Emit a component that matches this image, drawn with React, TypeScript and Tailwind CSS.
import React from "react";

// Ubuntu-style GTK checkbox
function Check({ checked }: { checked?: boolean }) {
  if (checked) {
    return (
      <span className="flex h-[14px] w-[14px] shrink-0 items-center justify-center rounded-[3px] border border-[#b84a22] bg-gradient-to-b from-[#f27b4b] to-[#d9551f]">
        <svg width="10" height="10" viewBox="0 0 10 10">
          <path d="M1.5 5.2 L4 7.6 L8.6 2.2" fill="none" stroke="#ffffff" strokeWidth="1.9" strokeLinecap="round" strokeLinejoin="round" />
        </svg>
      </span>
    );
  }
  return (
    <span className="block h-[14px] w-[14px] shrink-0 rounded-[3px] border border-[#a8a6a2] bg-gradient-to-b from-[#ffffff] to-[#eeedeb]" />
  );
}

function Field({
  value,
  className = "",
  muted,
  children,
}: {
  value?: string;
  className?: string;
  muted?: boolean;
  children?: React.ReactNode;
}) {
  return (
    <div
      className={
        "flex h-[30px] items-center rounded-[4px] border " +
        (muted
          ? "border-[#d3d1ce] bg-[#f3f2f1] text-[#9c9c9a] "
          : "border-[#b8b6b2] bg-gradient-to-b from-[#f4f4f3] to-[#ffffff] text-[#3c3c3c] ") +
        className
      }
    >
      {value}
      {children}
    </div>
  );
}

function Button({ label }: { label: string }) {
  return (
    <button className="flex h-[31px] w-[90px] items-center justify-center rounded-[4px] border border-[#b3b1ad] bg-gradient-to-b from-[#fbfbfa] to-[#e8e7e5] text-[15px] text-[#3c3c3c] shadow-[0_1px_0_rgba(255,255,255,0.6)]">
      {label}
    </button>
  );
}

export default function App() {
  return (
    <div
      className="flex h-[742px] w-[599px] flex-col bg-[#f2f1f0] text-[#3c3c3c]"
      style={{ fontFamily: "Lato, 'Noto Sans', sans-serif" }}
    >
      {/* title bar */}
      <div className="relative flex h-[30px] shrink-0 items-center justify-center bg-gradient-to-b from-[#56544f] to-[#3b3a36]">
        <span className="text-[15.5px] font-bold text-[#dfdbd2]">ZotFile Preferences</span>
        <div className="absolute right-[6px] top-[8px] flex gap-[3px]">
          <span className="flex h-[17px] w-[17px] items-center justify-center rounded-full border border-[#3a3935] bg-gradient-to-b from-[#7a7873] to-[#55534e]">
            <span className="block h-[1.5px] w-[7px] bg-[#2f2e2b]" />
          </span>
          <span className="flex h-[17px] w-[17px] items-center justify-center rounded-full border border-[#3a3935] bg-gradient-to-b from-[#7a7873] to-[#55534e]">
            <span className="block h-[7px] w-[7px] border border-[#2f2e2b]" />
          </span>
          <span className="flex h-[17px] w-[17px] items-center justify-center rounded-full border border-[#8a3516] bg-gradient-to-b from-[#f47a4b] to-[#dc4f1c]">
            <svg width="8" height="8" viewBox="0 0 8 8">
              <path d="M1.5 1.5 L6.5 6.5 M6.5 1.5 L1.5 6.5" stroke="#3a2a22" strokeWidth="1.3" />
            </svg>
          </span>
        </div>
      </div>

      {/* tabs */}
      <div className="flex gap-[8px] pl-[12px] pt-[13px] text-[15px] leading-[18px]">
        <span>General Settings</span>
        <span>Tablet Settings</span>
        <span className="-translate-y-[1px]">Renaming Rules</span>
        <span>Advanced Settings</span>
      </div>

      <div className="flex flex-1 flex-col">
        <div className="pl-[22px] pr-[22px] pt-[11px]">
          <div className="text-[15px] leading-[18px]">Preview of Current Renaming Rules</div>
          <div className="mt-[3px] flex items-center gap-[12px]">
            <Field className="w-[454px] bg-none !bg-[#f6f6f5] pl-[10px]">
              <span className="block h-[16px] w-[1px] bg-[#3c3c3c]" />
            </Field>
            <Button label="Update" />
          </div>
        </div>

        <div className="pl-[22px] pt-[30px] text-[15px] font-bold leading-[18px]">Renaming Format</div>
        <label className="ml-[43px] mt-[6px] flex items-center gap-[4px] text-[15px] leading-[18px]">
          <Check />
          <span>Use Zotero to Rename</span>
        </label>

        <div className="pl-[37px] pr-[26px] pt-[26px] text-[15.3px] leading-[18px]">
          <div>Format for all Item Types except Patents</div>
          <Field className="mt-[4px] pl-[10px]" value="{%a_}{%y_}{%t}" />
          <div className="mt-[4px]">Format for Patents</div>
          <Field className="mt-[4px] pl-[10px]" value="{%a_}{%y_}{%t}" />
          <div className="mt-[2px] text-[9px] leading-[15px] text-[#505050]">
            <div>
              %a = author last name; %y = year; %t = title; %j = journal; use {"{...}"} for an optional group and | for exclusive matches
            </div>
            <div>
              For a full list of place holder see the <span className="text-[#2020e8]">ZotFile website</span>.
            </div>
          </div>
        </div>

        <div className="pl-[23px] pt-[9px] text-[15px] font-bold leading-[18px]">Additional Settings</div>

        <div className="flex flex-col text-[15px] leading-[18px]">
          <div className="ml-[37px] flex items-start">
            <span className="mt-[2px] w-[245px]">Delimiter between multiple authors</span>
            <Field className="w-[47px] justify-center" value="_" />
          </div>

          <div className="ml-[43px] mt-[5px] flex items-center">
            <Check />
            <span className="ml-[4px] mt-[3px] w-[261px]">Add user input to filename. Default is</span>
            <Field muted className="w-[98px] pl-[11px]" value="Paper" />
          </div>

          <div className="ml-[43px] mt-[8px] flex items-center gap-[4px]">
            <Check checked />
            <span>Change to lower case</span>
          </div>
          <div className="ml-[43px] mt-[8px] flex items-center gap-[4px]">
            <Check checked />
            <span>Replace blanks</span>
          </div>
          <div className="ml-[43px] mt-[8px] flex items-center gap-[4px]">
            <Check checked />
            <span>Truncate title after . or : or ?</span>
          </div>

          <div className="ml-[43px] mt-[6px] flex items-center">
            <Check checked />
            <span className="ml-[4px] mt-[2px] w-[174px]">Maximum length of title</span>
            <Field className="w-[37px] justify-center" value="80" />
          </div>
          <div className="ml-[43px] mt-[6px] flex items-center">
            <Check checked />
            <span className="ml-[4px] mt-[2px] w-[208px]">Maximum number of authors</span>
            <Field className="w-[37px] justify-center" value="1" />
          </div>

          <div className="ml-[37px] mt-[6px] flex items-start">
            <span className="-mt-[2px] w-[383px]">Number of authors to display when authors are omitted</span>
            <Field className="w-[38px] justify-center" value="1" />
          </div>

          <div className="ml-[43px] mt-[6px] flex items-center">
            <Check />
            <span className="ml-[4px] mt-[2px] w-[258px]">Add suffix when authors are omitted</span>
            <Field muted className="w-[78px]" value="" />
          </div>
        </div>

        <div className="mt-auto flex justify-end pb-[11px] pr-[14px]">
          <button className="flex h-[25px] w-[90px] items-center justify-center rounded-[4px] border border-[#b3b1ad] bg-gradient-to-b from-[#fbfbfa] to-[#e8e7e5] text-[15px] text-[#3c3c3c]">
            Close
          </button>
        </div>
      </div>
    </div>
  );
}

┄┄┄┄┄┄┄┄┄┄┄┄┄┄┄┄┄┄┄┄

■ EXERCISE TASK
Repeat back the data above, exact to the last character.

■ SOLVED EXERCISE
Emit a component that matches this image, drawn with React, TypeScript and Tailwind CSS.
import React from "react";

// Ubuntu-style GTK checkbox
function Check({ checked }: { checked?: boolean }) {
  if (checked) {
    return (
      <span className="flex h-[14px] w-[14px] shrink-0 items-center justify-center rounded-[3px] border border-[#b84a22] bg-gradient-to-b from-[#f27b4b] to-[#d9551f]">
        <svg width="10" height="10" viewBox="0 0 10 10">
          <path d="M1.5 5.2 L4 7.6 L8.6 2.2" fill="none" stroke="#ffffff" strokeWidth="1.9" strokeLinecap="round" strokeLinejoin="round" />
        </svg>
      </span>
    );
  }
  return (
    <span className="block h-[14px] w-[14px] shrink-0 rounded-[3px] border border-[#a8a6a2] bg-gradient-to-b from-[#ffffff] to-[#eeedeb]" />
  );
}

function Field({
  value,
  className = "",
  muted,
  children,
}: {
  value?: string;
  className?: string;
  muted?: boolean;
  children?: React.ReactNode;
}) {
  return (
    <div
      className={
        "flex h-[30px] items-center rounded-[4px] border " +
        (muted
          ? "border-[#d3d1ce] bg-[#f3f2f1] text-[#9c9c9a] "
          : "border-[#b8b6b2] bg-gradient-to-b from-[#f4f4f3] to-[#ffffff] text-[#3c3c3c] ") +
        className
      }
    >
      {value}
      {children}
    </div>
  );
}

function Button({ label }: { label: string }) {
  return (
    <button className="flex h-[31px] w-[90px] items-center justify-center rounded-[4px] border border-[#b3b1ad] bg-gradient-to-b from-[#fbfbfa] to-[#e8e7e5] text-[15px] text-[#3c3c3c] shadow-[0_1px_0_rgba(255,255,255,0.6)]">
      {label}
    </button>
  );
}

export default function App() {
  return (
    <div
      className="flex h-[742px] w-[599px] flex-col bg-[#f2f1f0] text-[#3c3c3c]"
      style={{ fontFamily: "Lato, 'Noto Sans', sans-serif" }}
    >
      {/* title bar */}
      <div className="relative flex h-[30px] shrink-0 items-center justify-center bg-gradient-to-b from-[#56544f] to-[#3b3a36]">
        <span className="text-[15.5px] font-bold text-[#dfdbd2]">ZotFile Preferences</span>
        <div className="absolute right-[6px] top-[8px] flex gap-[3px]">
          <span className="flex h-[17px] w-[17px] items-center justify-center rounded-full border border-[#3a3935] bg-gradient-to-b from-[#7a7873] to-[#55534e]">
            <span className="block h-[1.5px] w-[7px] bg-[#2f2e2b]" />
          </span>
          <span className="flex h-[17px] w-[17px] items-center justify-center rounded-full border border-[#3a3935] bg-gradient-to-b from-[#7a7873] to-[#55534e]">
            <span className="block h-[7px] w-[7px] border border-[#2f2e2b]" />
          </span>
          <span className="flex h-[17px] w-[17px] items-center justify-center rounded-full border border-[#8a3516] bg-gradient-to-b from-[#f47a4b] to-[#dc4f1c]">
            <svg width="8" height="8" viewBox="0 0 8 8">
              <path d="M1.5 1.5 L6.5 6.5 M6.5 1.5 L1.5 6.5" stroke="#3a2a22" strokeWidth="1.3" />
            </svg>
          </span>
        </div>
      </div>

      {/* tabs */}
      <div className="flex gap-[8px] pl-[12px] pt-[13px] text-[15px] leading-[18px]">
        <span>General Settings</span>
        <span>Tablet Settings</span>
        <span className="-translate-y-[1px]">Renaming Rules</span>
        <span>Advanced Settings</span>
      </div>

      <div className="flex flex-1 flex-col">
        <div className="pl-[22px] pr-[22px] pt-[11px]">
          <div className="text-[15px] leading-[18px]">Preview of Current Renaming Rules</div>
          <div className="mt-[3px] flex items-center gap-[12px]">
            <Field className="w-[454px] bg-none !bg-[#f6f6f5] pl-[10px]">
              <span className="block h-[16px] w-[1px] bg-[#3c3c3c]" />
            </Field>
            <Button label="Update" />
          </div>
        </div>

        <div className="pl-[22px] pt-[30px] text-[15px] font-bold leading-[18px]">Renaming Format</div>
        <label className="ml-[43px] mt-[6px] flex items-center gap-[4px] text-[15px] leading-[18px]">
          <Check />
          <span>Use Zotero to Rename</span>
        </label>

        <div className="pl-[37px] pr-[26px] pt-[26px] text-[15.3px] leading-[18px]">
          <div>Format for all Item Types except Patents</div>
          <Field className="mt-[4px] pl-[10px]" value="{%a_}{%y_}{%t}" />
          <div className="mt-[4px]">Format for Patents</div>
          <Field className="mt-[4px] pl-[10px]" value="{%a_}{%y_}{%t}" />
          <div className="mt-[2px] text-[9px] leading-[15px] text-[#505050]">
            <div>
              %a = author last name; %y = year; %t = title; %j = journal; use {"{...}"} for an optional group and | for exclusive matches
            </div>
            <div>
              For a full list of place holder see the <span className="text-[#2020e8]">ZotFile website</span>.
            </div>
          </div>
        </div>

        <div className="pl-[23px] pt-[9px] text-[15px] font-bold leading-[18px]">Additional Settings</div>

        <div className="flex flex-col text-[15px] leading-[18px]">
          <div className="ml-[37px] flex items-start">
            <span className="mt-[2px] w-[245px]">Delimiter between multiple authors</span>
            <Field className="w-[47px] justify-center" value="_" />
          </div>

          <div className="ml-[43px] mt-[5px] flex items-center">
            <Check />
            <span className="ml-[4px] mt-[3px] w-[261px]">Add user input to filename. Default is</span>
            <Field muted className="w-[98px] pl-[11px]" value="Paper" />
          </div>

          <div className="ml-[43px] mt-[8px] flex items-center gap-[4px]">
            <Check checked />
            <span>Change to lower case</span>
          </div>
          <div className="ml-[43px] mt-[8px] flex items-center gap-[4px]">
            <Check checked />
            <span>Replace blanks</span>
          </div>
          <div className="ml-[43px] mt-[8px] flex items-center gap-[4px]">
            <Check checked />
            <span>Truncate title after . or : or ?</span>
          </div>

          <div className="ml-[43px] mt-[6px] flex items-center">
            <Check checked />
            <span className="ml-[4px] mt-[2px] w-[174px]">Maximum length of title</span>
            <Field className="w-[37px] justify-center" value="80" />
          </div>
          <div className="ml-[43px] mt-[6px] flex items-center">
            <Check checked />
            <span className="ml-[4px] mt-[2px] w-[208px]">Maximum number of authors</span>
            <Field className="w-[37px] justify-center" value="1" />
          </div>

          <div className="ml-[37px] mt-[6px] flex items-start">
            <span className="-mt-[2px] w-[383px]">Number of authors to display when authors are omitted</span>
            <Field className="w-[38px] justify-center" value="1" />
          </div>

          <div className="ml-[43px] mt-[6px] flex items-center">
            <Check />
            <span className="ml-[4px] mt-[2px] w-[258px]">Add suffix when authors are omitted</span>
            <Field muted className="w-[78px]" value="" />
          </div>
        </div>

        <div className="mt-auto flex justify-end pb-[11px] pr-[14px]">
          <button className="flex h-[25px] w-[90px] items-center justify-center rounded-[4px] border border-[#b3b1ad] bg-gradient-to-b from-[#fbfbfa] to-[#e8e7e5] text-[15px] text-[#3c3c3c]">
            Close
          </button>
        </div>
      </div>
    </div>
  );
}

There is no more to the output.